There is a little piece of information on this page of the site of OTRCAT.com and when I wanted to copy it, it told me that ?? All text on OTRCAT.com are ©2006 OTRCAT INC - All Rights Reserved. Reproduction is prohibited.??It really is a mystery to me why people do that. This is the text:
“Charlie (Karl Schwedler) and his Orchestra was a Nazi Propaganda jazz group (The Templin Orchestra) which specifically aimed to demoralizing the British and American Allied Forces during World War II. As many know, Jazz music was opposed by the Nazi tyrannical control of freedoms due to its African-American roots making this collection a curious historical anomaly.

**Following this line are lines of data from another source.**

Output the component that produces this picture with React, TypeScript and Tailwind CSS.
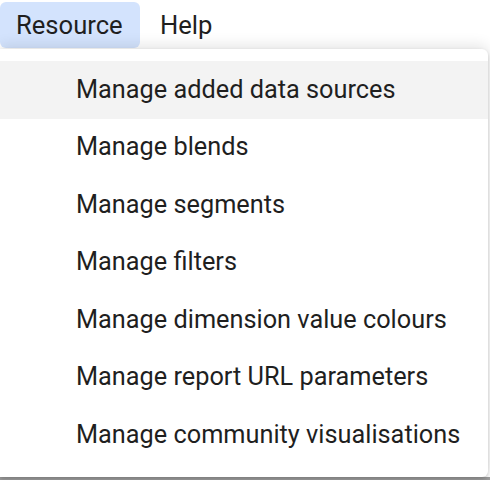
const items = [
  'Manage added data sources',
  'Manage blends',
  'Manage segments',
  'Manage filters',
  'Manage dimension value colours',
  'Manage report URL parameters',
  'Manage community visualisations',
]

export default function App() {
  return (
    <div className="relative w-[490px] h-[480px] overflow-hidden bg-white font-['Roboto',sans-serif] text-[#1f1f1f]">
      {/* menu bar */}
      <div className="flex items-center h-[48px] pt-[2px] text-[25.6px]">
        <div className="flex items-center h-[46px] w-[140px] pl-[16px] rounded-[6px] bg-[#d3e3fd]">Resource</div>
        <div className="pl-[20px]">Help</div>
      </div>

      {/* page strip peeking under the menu */}
      <div className="absolute left-0 right-0 bottom-0 h-[3px] bg-[#9e9e9e]" />

      {/* dropdown */}
      <div className="absolute left-0 top-[49px] w-[488px] h-[428px] py-[12px] bg-white rounded-r-[6px] shadow-[0_-4px_14px_rgba(0,0,0,0.1),0_2px_4px_rgba(0,0,0,0.2)]">
        {items.map((label, i) => (
          <div
            key={label}
            className={`flex items-center h-[57.5px] pl-[76px] text-[25.3px] ${i === 0 ? 'bg-[#f3f3f3]' : ''}`}
          >
            {label}
          </div>
        ))}
      </div>
    </div>
  )
}
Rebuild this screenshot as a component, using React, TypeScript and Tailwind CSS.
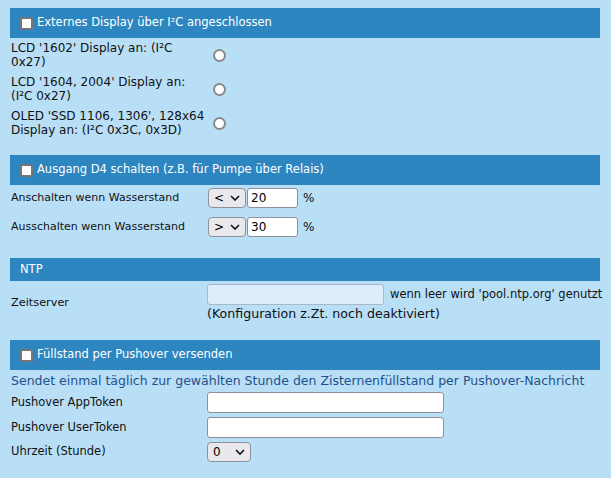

With a powerful broadcast signal, songs were heard clear across the English Channel. Heinrich Goebbel’s brainchild Charlie and his Orchestra sought to create copies of popular American jazz songs in English with pro-Nazi lyrics.
Some believe that the intent of these songs was to create a divide between the American and the British forces due to their anti-British remarks. It cannot be known if this Nazi propaganda was ever an effective tool against American or British troops, but we know the historical results of the war - the defeat of the Nazi war machine.”
In the sleeve of the Harlequin CD Rainer E. Lotz writes that Germans have made about 250 propaganda records during the war, all 78’s. The print run per copy was probably not more than 50-100.
“They were never available commercially and only distributed to radio stations and prisoner of war camps. Some of the copies still in existence in 1945 were deliberately destroyed as rumour had it that anyone found in possession of such could be shot on the spot.”
The records were so rare that the were a myth; hardly anybody had ever heard one. To hear 22 of them on the Harlequin CD was quite a shock to me. The whole concept of war is a puzzle to me, but this weird propaganda comes from dark corners of the human mind that I find even more puzzling.